Strategy design requires not only a thorough grasp of the Business Objectives, Business Drivers, Business Strategy, Technology Vision, and Market Opportunities but a nuanced and detailed understanding of the internal resources and capabilities, including internal operations, products/ services, customer relationships, team, culture, data, applications, and technology assets. Larger the organization, the more complex the project.
We recommend an educative collaborative approach to developing the Digital Strategy. In a typical Strategy Advisory engagement, we would expect to follow the initial information gathering exercise with workshops designed to bring all stakeholders to a common approach to strategy development.
Our team includes Senior Executives with proven expertise and thought leadership in Digital Strategy and Digital Transformation. We can provide their services either on a retained advisory mode or in a complete project mode where we help develop the Strategy and Plans working together with you and your team. The team may include technical experts and subject matter experts for carrying out assessments of various internal resources and capabilities.
Transformation End State and Transition Architectures & Roadmaps
Driving to measurable positive outcomes for our Clients, we translate Strategies in to actionable Architectures and Plans. Our Transformation End States are often presented in the format of Blueprints and Roadmaps. Blueprints are high-level visual representations of the tangible components of the Future State Architecture. There may be one Blueprint reflecting an end-state or several reflecting transitional architectures of various assets. Roadmaps are a key deliverable of the transformation project and a fundamental part of Strategic Planning and Enterprise Architecture. They allow IT and the businesses to map out a series of actions that are required to move from where it is today, to where it wants to go; those actions turn into plans. Roadmaps enable organizations to use Enterprise Architecture to tie Strategy to prioritized initiatives, and deliverables.

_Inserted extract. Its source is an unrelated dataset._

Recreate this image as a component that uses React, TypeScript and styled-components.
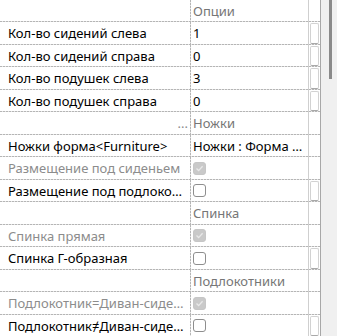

Applied Enterprise Architecture
We believe that sound enterprise architecture, which is built on analysis of Business, Operational Processes, Systems and Technology for their alignment and mutual impact, is the best approach for enabling the business to transform through technology. Our Enterprise Architects have deep experience in the development of Future State and Transitional Architecture Blueprints. The Enterprise Architecture process yields structures and guidance which can help organization most effectively leverage people, process and technology investments to achieve its business objectives. From the IT perspective, Enterprise Architecture is a well-defined practice for conducting multiple levels of analysis, design, planning, and implementation for the successful development and execution of strategy.
Solution Architecture
Our Solution Architecture practice focuses on bringing to bear expert resources across multiple technology domains to architect end-to-end solutions that meet a specific set of business requirements. Solution projects often begin with business requirements definition before moving into an architecture phase. A solution architecture is an orchestration of current or future applications (systems), data architectures, infrastructure technologies, and functional capabilities in harmony with the current or future state enterprise architecture for the purpose of meeting business requirements. Solution projects always reflect relevant technology guiding principles and imperatives. At times, a solution must be architected within the current enterprise technology landscape. In other cases, the solution architecture may drive change in the technology ecosystem. DivIHN’s experienced team provides solution architectures that make holistic sense with an emphasis on what is best for the business
System Architecture
A system architecture is a set of conventions, rules, and standards employed in a computer system’s technical framework, plus customer specifications. System developers follow the architecture in designing or integrating the system’s various components (such as hardware, software and networks). Our experienced Architects will work to deliver system architecture assessment that establishes the organization-wide roadmap to achieve optimal performance of its core business processes. Before the system architecture can be properly reviewed, we must define the Criteria for the assessment. These Criteria have a strong dependency of the goals and objectives of what has to be achieved with that that architecture.
Technical Architecture
A Technical Architecture is the next step in increasing technical specificity following a solution or system architecture. Written for a technical audience, it must satisfy the business requirements as documented in a system’s business requirements document. Our Architects will assist in defining the functionality to meet technical, operational and transitional requirements described in the functional specifications. The goal of this Technical Architecture is to define the technologies, products, and techniques necessary to develop and support the system, and to ensure that the system components are compatible and comply with the enterprise-wide standards.
Technical Design
A technical design takes the technical architecture to a component-level design that is agreed between software architects and software developers. It describes how the system will be built to meet the functional design. It contains detail and terminology not appropriate to business customers but needed by developers. It might incorporate screen layouts, database table and column names, communication protocols and file formats, server and operating system versions and dependencies. It should be detailed enough to enable code, configurations, unit tests and technical documentation work to begin.
Program Management
We stand by the Architectures, Plans, and Designs that we develop and help implement the overall program through our Program Management service. A DivIHN Program Manager provides oversight, monitoring and the controlling of several related projects. Our clients use this oversight to support project-level activity to ensure the program goals are met. While each project may also have a Project Manager, the Program Manager provides a decision-making capacity that cannot be achieved at project level. In a program, there is a need to identify and manage cross-project dependencies and to have sufficient insight into the risks, issues, requirements, design or solution to be able to orchestrate the program as a whole. Our Program and Project Managers are notably adept at integrating resources of multiple backgrounds and organizations, often with disparate organizational cultures and governance requirements into an effective whole.